The station was completed in 1910 and designed by that most prolific and talented of British colonial architects, Arthur Benison Hubback. Working at the Public Works Department, he was responsible for many other iconic buildings in Malaysia such as the stately Ipoh Railway Stationand the Royal Gallery in Klang. The KL Railway Station was built with Mughal features such as the elegant chhatris (dome-capped pavilions of Indian origin) along its roof line.
The station served as the city's main rail hub until the modern KL Sentral station took over in 2001.
The old station is still used for KTM Komuter services. Some of its platforms were too low for KTM Komuter trains and a more modern extension with a separate entrance was built in the 1980s.
You can find some interesting old photos of KL station on my Great Malaysian Railway Journeys website.
KTM Mini Museum
The station is a gazetted heritage building and a mini railway museum has been added to fill some of the underutilised concourse space. The museum, which is free admission, displays some relics from bygone days of Malaysian (& Malayan) railway history such as train tickets, uniforms, lamps, crockery, toast racks, maps, posters and signal equipment. There is even an elephant bone from a mother elephant that suicidally charged and derailed a train, apparently in retaliation for the death of her calf in an earlier train collision.
Update: When I revisited in February 2013, the museum was closed and the exhibits had all been covered in bubble-wrap. It is not clear whether they are to be moved to a new location.
Heritage Station Hotel
The station building used to house the Heritage Station Hotel which closed down in 2010. Old photos suggest that it may once have been a fine place to stay but by the time I visited in 2009 it was already down on its luck with accommodation reduced to backpacker standard. I had a quick Guinness in the gloomy bar cum restaurant which you could tell used to be quite a grand room.
Since the hotel is part of a heritage building it is a candidate for a serious makeover and let us hope that it can find a new life to restore its former glory.

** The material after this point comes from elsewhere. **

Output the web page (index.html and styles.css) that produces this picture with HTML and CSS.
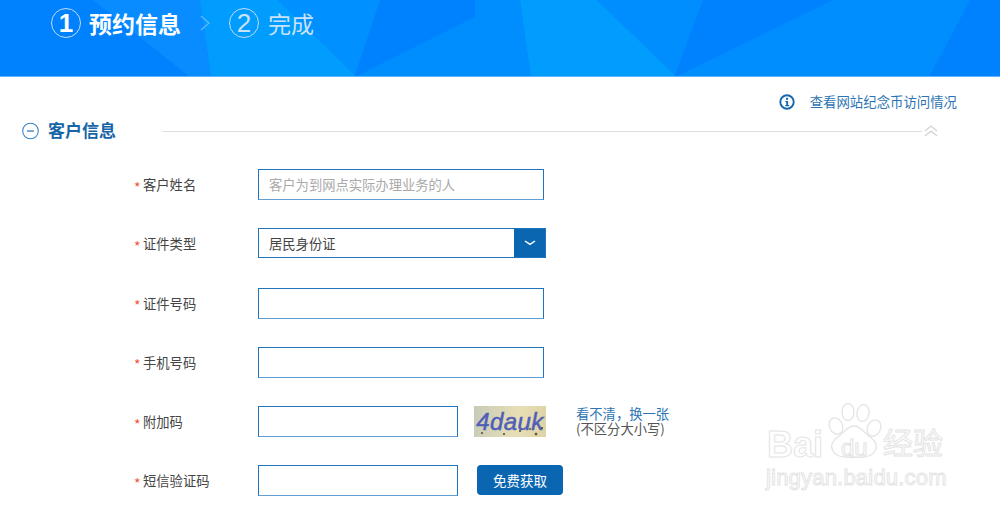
FILE: index.html
```html
<!DOCTYPE html>
<html lang="zh">
<head>
<meta charset="utf-8">
<title>预约信息</title>
<link rel="stylesheet" href="styles.css">
</head>
<body>
<header class="banner">
  <svg class="banner-bg" width="1000" height="77" viewBox="0 0 1000 77" aria-hidden="true">
    <rect width="1000" height="77" fill="#0082ff"/>
    <polygon points="93,0 200,0 211,77 190,77" fill="#088cff"/>
    <polygon points="200,0 278,0 355,75 355,77 211,77" fill="#009dff"/>
    <polygon points="278,0 380,0 355,75" fill="#0090ff"/>
    <polygon points="475,0 520,0 531,77 355,77 475,17" fill="#008eff"/>
    <polygon points="520,0 597,0 675,75 675,77 531,77" fill="#009dff"/>
    <polygon points="597,0 703,0 675,75" fill="#008eff"/>
    <polygon points="675,77 833,0 970,0 929,77" fill="#008eff"/>
  </svg>
  <div class="steps">
    <span class="step-num step-num-on">1</span>
    <span class="step-title step-title-on">预约信息</span>
    <svg class="step-arrow" width="12" height="18" viewBox="0 0 12 18" aria-hidden="true"><path d="M2 2l8 7-8 7" fill="none" stroke="#5fb6ff" stroke-width="1.4"/></svg>
    <span class="step-num">2</span>
    <span class="step-title">完成</span>
  </div>
</header>

<main class="content">
  <div class="notice">
    <svg width="16" height="16" viewBox="0 0 16 16" aria-hidden="true"><circle cx="8" cy="8" r="6.7" fill="none" stroke="#1568ae" stroke-width="1.9"/><rect x="7" y="3.8" width="2.1" height="2" fill="#1568ae"/><path d="M6.3 7h2.8v4h1v1.2H6.2V11h1V8.1h-.9z" fill="#1568ae"/></svg>
    <a class="notice-link">查看网站纪念币访问情况</a>
  </div>

  <div class="section-head">
    <svg width="17" height="18" viewBox="0 0 17 18" aria-hidden="true"><circle cx="8.5" cy="9" r="7.8" fill="none" stroke="#3c86c4" stroke-width="1.1"/><rect x="5" y="8.5" width="7" height="1.1" fill="#1565a8"/></svg>
    <h2 class="section-title">客户信息</h2>
    <span class="section-line"></span>
    <svg class="section-fold" width="14" height="12" viewBox="0 0 14 12" aria-hidden="true"><path d="M1 6l6-5 6 5M1 11l6-5 6 5" fill="none" stroke="#d2d2d2" stroke-width="1.2"/></svg>
  </div>

  <form class="form">
    <div class="row">
      <label class="label"><i class="star">*</i>客户姓名</label>
      <input class="field" type="text" placeholder="客户为到网点实际办理业务的人">
    </div>
    <div class="row">
      <label class="label"><i class="star">*</i>证件类型</label>
      <div class="select">
        <span class="select-value">居民身份证</span>
        <span class="select-btn"><svg width="12" height="6" viewBox="0 0 12 6" aria-hidden="true"><path d="M1 1l5 3.4L11 1" fill="none" stroke="#fff" stroke-width="1.5"/></svg></span>
      </div>
    </div>
    <div class="row">
      <label class="label"><i class="star">*</i>证件号码</label>
      <input class="field" type="text">
    </div>
    <div class="row">
      <label class="label"><i class="star">*</i>手机号码</label>
      <input class="field" type="text">
    </div>
    <div class="row">
      <label class="label"><i class="star">*</i>附加码</label>
      <input class="field field-short" type="text">
      <div class="captcha"><span class="captcha-text">4dauk</span></div>
      <div class="captcha-help">
        <a class="captcha-link">看不清，换一张</a>
        <span class="captcha-note">(不区分大小写)</span>
      </div>
    </div>
    <div class="row">
      <label class="label"><i class="star">*</i>短信验证码</label>
      <input class="field field-short" type="text">
      <button class="send" type="button">免费获取</button>
    </div>
  </form>
</main>

<div class="watermark">
  <svg class="wm-paw" width="56" height="60" viewBox="0 0 56 60" aria-hidden="true">
    <g fill="#fff" stroke="#e4e4e4" stroke-width="1.3">
      <ellipse cx="9" cy="24" rx="6.5" ry="8.5" transform="rotate(-25 9 24)"/>
      <ellipse cx="21" cy="10" rx="6" ry="8.5"/>
      <ellipse cx="36" cy="11" rx="6" ry="8.5" transform="rotate(10 36 11)"/>
      <ellipse cx="47" cy="26" rx="6.5" ry="8.5" transform="rotate(25 47 26)"/>
      <path d="M27 24c7 0 9 6 15 10 7 5 9 10 6 15-3 6-11 7-21 6-10 1-18 0-21-6-3-5-1-10 6-15 6-4 8-10 15-10z"/>
    </g>
  </svg>
  <span class="wm-bai">Bai</span>
  <span class="wm-du">du</span>
  <span class="wm-cn">经验</span>
  <span class="wm-url">jingyan.baidu.com</span>
</div>
</body>
</html>
```

FILE: styles.css
```css
* { box-sizing: border-box; }
html, body { margin: 0; padding: 0; }
body {
  width: 1000px;
  height: 510px;
  overflow: hidden;
  position: relative;
  background: #fff;
  color: #444;
  font-family: "Noto Sans CJK SC", "Liberation Sans", sans-serif;
  font-size: 13.3px;
}

.banner {
  position: relative;
  height: 77px;
  border-bottom: 1px solid #5fb6ff;
  overflow: hidden;
}
.banner-bg { position: absolute; left: 0; top: 0; }
.steps {
  position: relative;
  display: flex;
  align-items: center;
  height: 46px;
  padding-left: 51px;
}
.step-num {
  width: 30px;
  height: 30px;
  border: 1.5px solid #c4dcf2;
  border-radius: 50%;
  display: flex;
  align-items: center;
  justify-content: center;
  color: #c9e2f8;
  font-family: "Liberation Sans", sans-serif;
  font-size: 26px;
  line-height: 1;
}
.step-num-on { color: #fff; font-weight: 700; }
.step-title {
  margin-left: 9px;
  color: #c9e2f8;
  font-size: 23px;
  line-height: 30px;
}
.step-title-on { color: #fff; font-weight: 700; margin-right: 18px; margin-left: 8px; }
.step-arrow { margin-right: 18px; }

.content { padding: 0 43px 0 22px; }
.notice {
  display: flex;
  align-items: center;
  justify-content: flex-end;
  gap: 15px;
  height: 18px;
  margin-top: 16px;
}
.notice-link { color: #2c74b3; font-size: 13.4px; line-height: 16px; margin-bottom: 2px; }

.section-head {
  display: flex;
  align-items: center;
  height: 24px;
  margin-top: 8px;
}
.section-title {
  margin: 0 0 0 9px;
  width: 114px;
  color: #1565a8;
  font-size: 17px;
  font-weight: 700;
  line-height: 22px;
  padding-bottom: 2px;
  height: 24px;
}
.section-line { width: 760px; height: 1px; background: #dfdfdf; }
.section-fold { margin-left: 2px; }

.form { margin-top: 26.3px; padding-left: 112px; }
.row {
  display: flex;
  align-items: flex-start;
  height: 59.2px;
}
.label {
  display: flex;
  align-items: center;
  width: 124px;
  height: 31px;
  color: #444;
}
.star {
  width: 9px;
  color: #f0563c;
  font-style: normal;
  font-size: 14px;
  line-height: 1;
  padding-top: 4px;
}
.field {
  width: 286px;
  height: 31px;
  padding: 0 10px;
  border: 1px solid #1f74bb;
  border-bottom-color: #5f9dd2;
  background: #fff;
  font: inherit;
  color: #444;
  outline: none;
}
.field::placeholder { color: #aaa; opacity: 1; }
.field-short { width: 200px; }

.select {
  display: flex;
  width: 288px;
  height: 30px;
  border: 1px solid #1f74bb;
}
.select-value { flex: 1; padding-left: 10px; line-height: 30px; color: #444; }
.select-btn {
  width: 31px;
  background: #0b66b2;
  display: flex;
  align-items: center;
  justify-content: center;
}

.captcha {
  width: 72px;
  height: 31px;
  margin-left: 16px;
  display: flex;
  align-items: center;
  justify-content: center;
  background:
    radial-gradient(circle at 8px 27px, #6b6a50 0 1px, transparent 1.5px),
    radial-gradient(circle at 30px 28px, #6b6a50 0 1px, transparent 1.5px),
    radial-gradient(circle at 46px 25px, #6b6a50 0 1px, transparent 1.5px),
    radial-gradient(circle at 62px 28px, #5c5a44 0 1.2px, transparent 1.7px),
    radial-gradient(circle at 68px 22px, #5c5a44 0 1px, transparent 1.5px),
    radial-gradient(circle at 56px 23px, #7a7860 0 1px, transparent 1.5px),
    linear-gradient(100deg, #c6cbb8, #e8dfb6 60%, #dcd2a4);
}
.captcha-text {
  color: #4f5fb8;
  font-family: "Liberation Sans", sans-serif;
  font-size: 24px;
  font-style: italic;
  line-height: 1;
  letter-spacing: 0.4px;
  -webkit-text-stroke: 0.5px #4f5fb8;
}
.captcha-help {
  display: flex;
  flex-direction: column;
  margin-left: 30px;
  line-height: 15px;
  font-size: 13.3px;
}
.captcha-link { color: #2c74b3; }
.captcha-note { color: #555; }

.send {
  width: 86px;
  height: 30px;
  margin-left: 19px;
  border: 0;
  border-radius: 4px;
  background: #0b66b2;
  color: #fff;
  font: inherit;
  font-size: 13.5px;
}

.watermark {
  position: absolute;
  left: 760px;
  top: 400px;
  width: 200px;
  height: 100px;
}
.wm-paw { position: absolute; left: 67px; top: 2px; }
.wm-bai, .wm-du, .wm-cn, .wm-url {
  position: absolute;
  color: #fff;
  -webkit-text-stroke: 1px #e4e4e4;
  font-family: "Liberation Sans", sans-serif;
  line-height: 1;
}
.wm-bai { left: 7px; top: 27px; font-size: 36px; font-weight: 700; }
.wm-du { left: 81px; top: 36px; font-size: 24px; }
.wm-cn { left: 123px; top: 26px; font-size: 30px; font-family: "Noto Sans CJK SC", sans-serif; }
.wm-url { left: 6px; top: 67px; font-size: 22px; letter-spacing: 0.2px; }
```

Railway Administration Building
Opposite the KL railway station is another Mughal-inspired masterpiece by Mr. Hubback. It was completed in 1917 as an administration building for the railway company and it still serves that purpose. Its north wing was seriously damaged by bombing in WWII and again by fire in 1968.
If you smile nicely you might be able to enter the ground floor level and walk along its wide colonnaded verandahs.
Just along from the Railway Administration Building is another heritage building, the former Majestic Hotel which is currently being renovated and expanded. Built on the site of the German Consul General's house during WWI, the Majestic was completed in 1935 in luxury art-deco style. It witnessed many important events in the nation's history before it closed down in 1984, following which it housed the National Art Gallery for a time. Now it is being restored as a luxury classic hotel with a modern 15 storey extension by YTL, a company which has done a good job in restoring other famous hotels such as the Majestic in Melaka and the Cameron Highlands Resort. Perhaps YTL would like to do the "Raffles Treatment" on the station and the Railway Administration Building as well!
Update as at February 2013: Restoration of the Majestic is now complete and the hotel is open for business. You can read about the hotel here.
The final grand building on this stretch of Jalan Sultan Hishamuddin (formerly Victory Avenue) is the Sulaiman Building which was built in 1933 and named after the then Ruler of Selangor. In its history this classic structure was home to the Income Tax and Registration Departments. It was until recently used by the Federal Territory Shariah Court and is now empty and undergoing some reconstruction work (hopefully not demolition!).